**To do**
Filter the entries below, keeping every line that has the word "components".

----

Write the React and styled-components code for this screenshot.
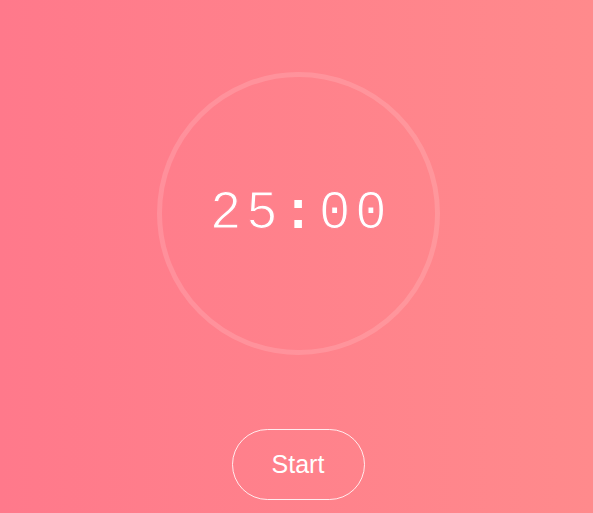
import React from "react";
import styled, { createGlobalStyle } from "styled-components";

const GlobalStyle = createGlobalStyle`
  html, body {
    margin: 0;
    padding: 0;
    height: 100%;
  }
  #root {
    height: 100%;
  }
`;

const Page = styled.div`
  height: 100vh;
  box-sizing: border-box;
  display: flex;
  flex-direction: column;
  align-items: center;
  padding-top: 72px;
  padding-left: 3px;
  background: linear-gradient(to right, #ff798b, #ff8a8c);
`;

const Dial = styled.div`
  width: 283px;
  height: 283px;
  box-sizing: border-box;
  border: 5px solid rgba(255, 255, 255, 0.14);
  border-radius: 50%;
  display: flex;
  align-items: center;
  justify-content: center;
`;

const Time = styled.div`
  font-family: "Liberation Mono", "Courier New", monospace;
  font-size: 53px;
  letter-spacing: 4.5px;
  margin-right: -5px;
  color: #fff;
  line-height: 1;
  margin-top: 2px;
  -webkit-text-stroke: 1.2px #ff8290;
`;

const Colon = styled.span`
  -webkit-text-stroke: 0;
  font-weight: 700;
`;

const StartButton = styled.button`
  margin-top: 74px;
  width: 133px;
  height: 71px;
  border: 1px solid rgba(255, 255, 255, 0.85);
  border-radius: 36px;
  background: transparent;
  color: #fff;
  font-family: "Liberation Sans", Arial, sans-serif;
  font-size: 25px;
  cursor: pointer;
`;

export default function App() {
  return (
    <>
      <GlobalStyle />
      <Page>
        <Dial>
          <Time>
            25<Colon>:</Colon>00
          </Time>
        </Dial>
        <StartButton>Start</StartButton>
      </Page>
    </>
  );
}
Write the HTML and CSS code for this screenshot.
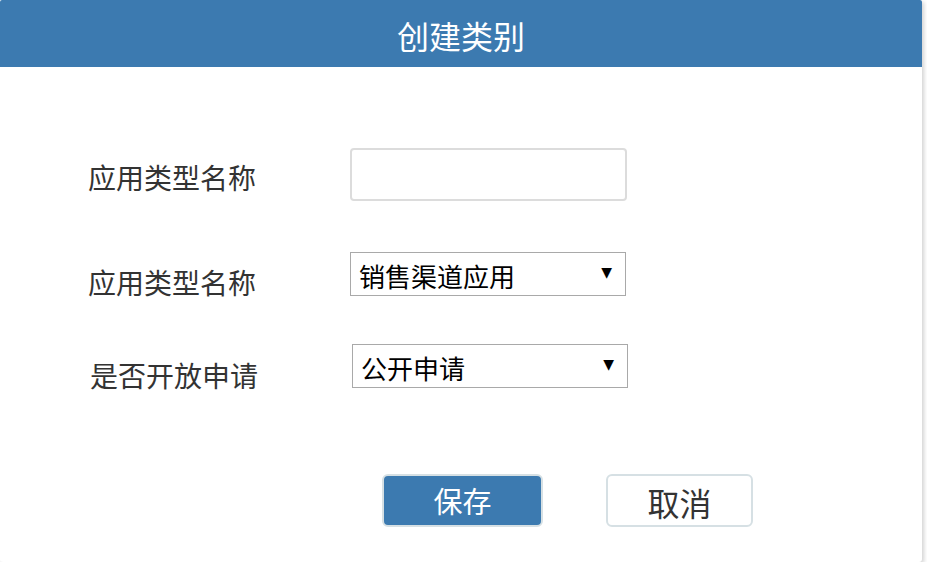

----

**Solution for this exercise**
Write the React and styled-components code for this screenshot.
import styled, { createGlobalStyle } from "styled-components";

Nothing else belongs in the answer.